Once you have a plan, you should check in regularly with each other and your planner to see how you’re doing, ask follow-up questions and perhaps do some tweaking. An example of how a plan can evolve is the monthly clothing allowance Rebecca and David agreed to early in their marriage-before their earning power took off. “We each had a set amount we could spend,” says Rebecca, “and we stuck to our limits.” As they prospered, however, they found that only big-ticket expenditures required a serious sit-down consultation, and they no longer needed such a strict budget. “We’d built up so much trust over the years, along with our habit of checking in with each other, that we didn’t have to monitor ourselves so closely anymore.”
Does every couple need a detailed agreement to avoid hurtful money issues in their marriage? Not necessarily. Linda, a Southern California school teacher who’s married to a contractor, says she and her husband, John, have kept their finances separate since they wed 20 years ago. For them, money has never been a bone of contention despite the lack of a formal agreement. “The closest we came to spelling something out was when I got pregnant soon after our wedding,” recalls Linda. “He said, ‘I’ll buy the house because you’re quitting work, and you pay for the kids’ college because at some point you’re going back to work.’”
Two things have helped them maintain a smooth financial relationship, says Linda. “First, even though we keep separate accounts and credit cards, our philosophies about them are the same: no living beyond our means and no carrying credit card debt. The second is simple generosity. John makes more than I do but he’s very generous. For instance, he pays for the groceries and never skimps on buying good food.” That may seem like a small thing, but it’s indicative of an attitude that can keep a marriage flourishing. “If both partners are generous with each other and make the other’s needs their priority, it should work out well,” Linda predicts.
In the end, says Newland, “Each of you has your own ideas about money. But if you want your marriage to succeed, you have to look out for your loved one. And that means being as open as possible about the last taboo—money.”
List your goals.
Do you want to own a home? Have one or more children? Do you plan to send them to private orpublic schools? College? Do you intend to retire? If so, when and with how much money in your piggy bank?

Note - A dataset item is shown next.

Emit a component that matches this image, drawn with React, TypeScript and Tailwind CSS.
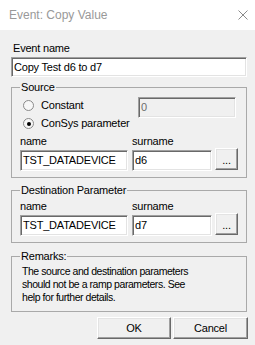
const sunken =
  "border border-t-[#a0a0a0] border-l-[#a0a0a0] border-r-white border-b-white shadow-[inset_1px_1px_0_#696969,inset_-1px_-1px_0_#e3e3e3]";
const raised =
  "border border-t-white border-l-white border-r-[#696969] border-b-[#696969] shadow-[inset_-1px_-1px_0_#a0a0a0,inset_1px_1px_0_#e3e3e3] bg-[#f0f0f0]";
const group = "border border-[#a9a9a9] px-[8px] m-0 min-w-0";

function TextBox({ value, width, disabled }: { value: string; width: string; disabled?: boolean }) {
  return (
    <div
      className={`${sunken} ${width} h-[21px] flex items-center pl-[2px] overflow-hidden whitespace-nowrap ${
        disabled ? "bg-[#f0f0f0] text-[#6d6d6d]" : "bg-white text-black"
      }`}
    >
      {value}
    </div>
  );
}

function Radio({ checked, label }: { checked?: boolean; label: string }) {
  return (
    <div className="flex items-center h-[13px] gap-[7px] ml-[3px]">
      <span className="w-[11px] h-[11px] rounded-full border border-[#8a8a8a] bg-[#f7f7f7] flex items-center justify-center">
        {checked && <span className="w-[4px] h-[4px] rounded-full bg-black" />}
      </span>
      <span>{label}</span>
    </div>
  );
}

function ParamRow({ surname }: { surname: string }) {
  return (
    <div className="flex items-end">
      <div className="flex flex-col w-[108px]">
        <span className="h-[13px] leading-[13px]">name</span>
        <div className="mt-[2px]">
          <TextBox value="TST_DATADEVICE" width="w-[108px]" />
        </div>
      </div>
      <div className="flex flex-col w-[80px] ml-[4px]">
        <span className="h-[13px] leading-[13px]">surname</span>
        <div className="mt-[2px]">
          <TextBox value={surname} width="w-[80px]" />
        </div>
      </div>
      <button className={`${raised} w-[28px] h-[22px] ml-[3px] mb-[1px] flex items-end justify-center pb-[3px] leading-none`}>
        ...
      </button>
    </div>
  );
}

export default function App() {
  return (
    <div className="w-[255px] h-[345px] bg-[#f0f0f0] text-[11px] leading-[13px] tracking-[-0.2px] text-black font-['Liberation_Sans',Arial,sans-serif] overflow-hidden">
      <div className="h-[30px] bg-white flex items-center justify-between pl-[9px] pr-[7px]">
        <span className="text-[12px] tracking-normal text-[#999999]">Event: Copy Value</span>
        <svg width="10" height="10" viewBox="0 0 10 10">
          <path d="M0.5 0.5 L9.5 9.5 M9.5 0.5 L0.5 9.5" stroke="#8a8a8a" strokeWidth="1" />
        </svg>
      </div>

      <div className="pl-[11px] pr-[8px] flex flex-col">
        <span className="mt-[12px] ml-[2px]">Event name</span>
        <div className="mt-[2px]">
          <div className={`${sunken} w-[236px] h-[20px] bg-white flex items-center pl-[2px]`}>Copy Test d6 to d7</div>
        </div>

        <fieldset className={`${group} mt-[4px] pb-[6px]`}>
          <legend className="px-[1px] h-[13px]">Source</legend>
          <div className="flex items-start pt-[3px]">
            <div className="flex flex-col gap-[5px] pt-[2px] w-[118px]">
              <Radio label="Constant" />
              <Radio checked label="ConSys parameter" />
            </div>
            <TextBox value="0" width="w-[98px]" disabled />
          </div>
          <div className="mt-[5px]">
            <ParamRow surname="d6" />
          </div>
        </fieldset>

        <fieldset className={`${group} mt-[6px] pb-[6px]`}>
          <legend className="px-[1px] h-[13px]">Destination Parameter</legend>
          <div className="mt-[3px]">
            <ParamRow surname="d7" />
          </div>
        </fieldset>

        <fieldset className={`${group} mt-[7px] pb-[7px]`}>
          <legend className="px-[1px] h-[13px]">Remarks:</legend>
          <p className="mt-[2px] ml-[2px] leading-[13px] text-[10.5px] tracking-[-0.45px]">
            The source and destination parameters
            <br />
            should not be a ramp parameters. See
            <br />
            help for further details.
          </p>
        </fieldset>

        <div className="flex justify-end gap-[2px] mt-[5px] -mr-[1px]">
          <button className={`${raised} w-[74px] h-[22px]`}>OK</button>
          <button className={`${raised} w-[75px] h-[22px]`}>Cancel</button>
        </div>
      </div>
    </div>
  );
}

Talk frankly about money values.
Sit down and discuss your family’s attitude toward money. Did you grow up poor? Affluent? How did your parents handle money? This can be a touchy conversation, but it can also be liberating and create a habit of communication.
Clean up debt before you exchange vows.
A partner’s bad credit can affect yours.
Figure out what each partner’s role will be.

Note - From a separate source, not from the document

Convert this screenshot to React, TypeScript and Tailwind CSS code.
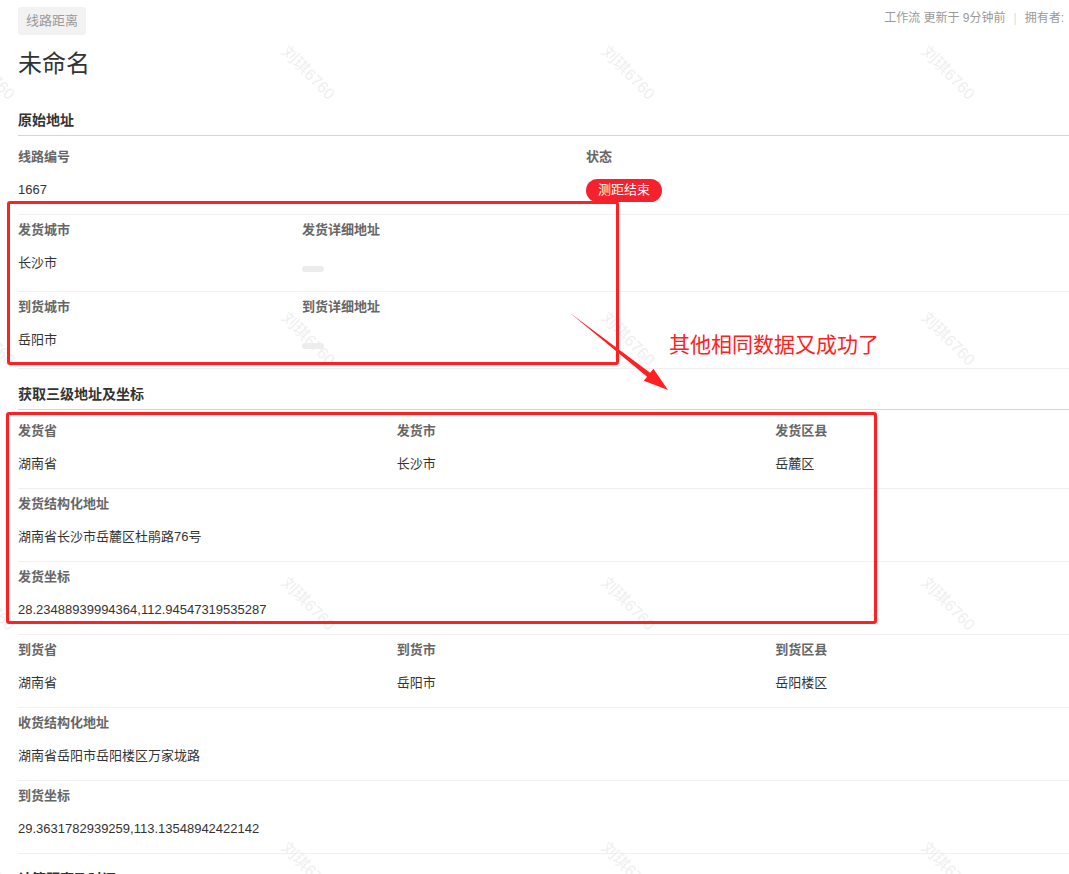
import React from 'react'

const FONT = '"Liberation Sans", "Noto Sans CJK SC", sans-serif'

type Cell = { label: string; value?: React.ReactNode; span?: string }

function Pill() {
  return <div className="mt-[11px] h-[6px] w-[22px] rounded-full bg-[#ececec]" />
}

function Badge() {
  return (
    <span className="flex h-[23px] items-center rounded-full bg-[#f5222d] px-3 text-[13px] text-white">
      测距结束
    </span>
  )
}

function Row({ cells, cols, tall }: { cells: Cell[]; cols: string; tall?: boolean }) {
  return (
    <div className={`grid ${cols} border-b border-[#f0f0f0] pt-[5px] ${tall ? 'pb-[18px]' : 'pb-[14px]'}`}>
      {cells.map((c, i) => (
        <div key={i} className={c.span ?? ''}>
          <div className="h-5 text-[13px] font-semibold leading-5 text-[#666]">{c.label}</div>
          <div className="mt-[13px] flex h-5 items-center text-[13px] leading-5 text-[#333]">
            {c.value}
          </div>
        </div>
      ))}
    </div>
  )
}

function SectionHeader({ title, first }: { title: string; first?: boolean }) {
  return (
    <div
      className={`mb-[6px] border-b border-[#d4d4d4] pb-[5px] text-[14px] font-bold leading-5 text-[#333] ${
        first ? 'mt-[30px]' : 'mt-[15px]'
      }`}
    >
      {title}
    </div>
  )
}

const WATERMARK_X = [-12, 308, 628, 948]
const WATERMARK_Y = [73, 339, 604, 869]

export default function App() {
  return (
    <div className="relative h-[874px] w-full overflow-hidden bg-white" style={{ fontFamily: FONT }}>
      {/* top bar */}
      <div className="flex items-start justify-between pl-[18px] pr-[5px] pt-[7px]">
        <span className="flex h-7 items-center rounded-[3px] bg-[#f2f2f2] px-2 text-[13px] text-[#999]">
          线路距离
        </span>
        <div className="mt-[3px] flex items-center gap-2 text-[12px] leading-4 text-[#999]">
          <span>工作流 更新于 9分钟前</span>
          <span className="text-[#ddd]">|</span>
          <span>拥有者:</span>
        </div>
      </div>

      <div className="ml-[18px] w-[1136px]">
        <h1 className="mt-[13px] text-[24px] leading-8 text-[#333]">未命名</h1>

        <SectionHeader title="原始地址" first />
        <Row
          cols="grid-cols-2"
          cells={[
            { label: '线路编号', value: '1667' },
            { label: '状态', value: <Badge /> },
          ]}
        />
        <Row
          cols="grid-cols-4"
          tall
          cells={[
            { label: '发货城市', value: '长沙市' },
            { label: '发货详细地址', value: <Pill />, span: 'col-span-3' },
          ]}
        />
        <Row
          cols="grid-cols-4"
          tall
          cells={[
            { label: '到货城市', value: '岳阳市' },
            { label: '到货详细地址', value: <Pill />, span: 'col-span-3' },
          ]}
        />

        <SectionHeader title="获取三级地址及坐标" />
        <Row
          cols="grid-cols-3"
          cells={[
            { label: '发货省', value: '湖南省' },
            { label: '发货市', value: '长沙市' },
            { label: '发货区县', value: '岳麓区' },
          ]}
        />
        <Row cols="grid-cols-1" cells={[{ label: '发货结构化地址', value: '湖南省长沙市岳麓区杜鹃路76号' }]} />
        <Row cols="grid-cols-1" cells={[{ label: '发货坐标', value: '28.23488939994364,112.94547319535287' }]} />
        <Row
          cols="grid-cols-3"
          cells={[
            { label: '到货省', value: '湖南省' },
            { label: '到货市', value: '岳阳市' },
            { label: '到货区县', value: '岳阳楼区' },
          ]}
        />
        <Row cols="grid-cols-1" cells={[{ label: '收货结构化地址', value: '湖南省岳阳市岳阳楼区万家垅路' }]} />
        <Row cols="grid-cols-1" cells={[{ label: '到货坐标', value: '29.3631782939259,113.13548942422142' }]} />

        <SectionHeader title="计算距离及时间" />
      </div>

      {/* watermarks */}
      <div className="pointer-events-none absolute inset-0">
        {WATERMARK_Y.map((y) =>
          WATERMARK_X.map((x) => (
            <span
              key={`${x}-${y}`}
              className="absolute -translate-x-1/2 -translate-y-1/2 rotate-45 whitespace-nowrap text-[16px] text-[#efefef]"
              style={{ left: x, top: y }}
            >
              刘琪6760
            </span>
          ))
        )}
      </div>

      {/* annotations */}
      <div className="pointer-events-none absolute left-[7px] top-[201px] h-[164px] w-[612px] rounded-[3px] border-[3px] border-[#ff2121]" />
      <div className="pointer-events-none absolute left-[6px] top-[412px] h-[212px] w-[871px] rounded-[3px] border-[3px] border-[#ff2121]" />
      <svg className="pointer-events-none absolute left-0 top-0" width="1069" height="874">
        <polygon
          points="570,313 650.1,372.8 653.4,368.8 668,390 643.8,380.8 647.1,376.8"
          fill="#ff2121"
        />
      </svg>
      <div className="pointer-events-none absolute left-[669px] top-[331px] text-[21px] leading-7 text-[#ff2121]">
        其他相同数据又成功了
      </div>
    </div>
  )
}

The person who’s more detail-oriented might do the budgeting, account maintenance and check writing. The one who’s more interested in investments can track your portfolio, do research and make recommendations.
Use a bookkeeping program like Quicken or MS Money to keep you on track
Their planning features help you think rationally about money and can often clarify financial issues.
Seek professional advice.
Objective outside help can ease the stress surrounding money issues.
Manage your finances as you would a business.
Take only reasonable risks and divide money-related tasks according to aptitude.
Lay all your money cards on the table.
Create wills and trusts!
Make sure you put in writing what and where your assets are and how you want them distributed.
Talk monthly about where you are financially.
Even if you’d rather walk over hot coals, consider this a necessary chore. It’s part of the work of keeping your marriage on an even keel.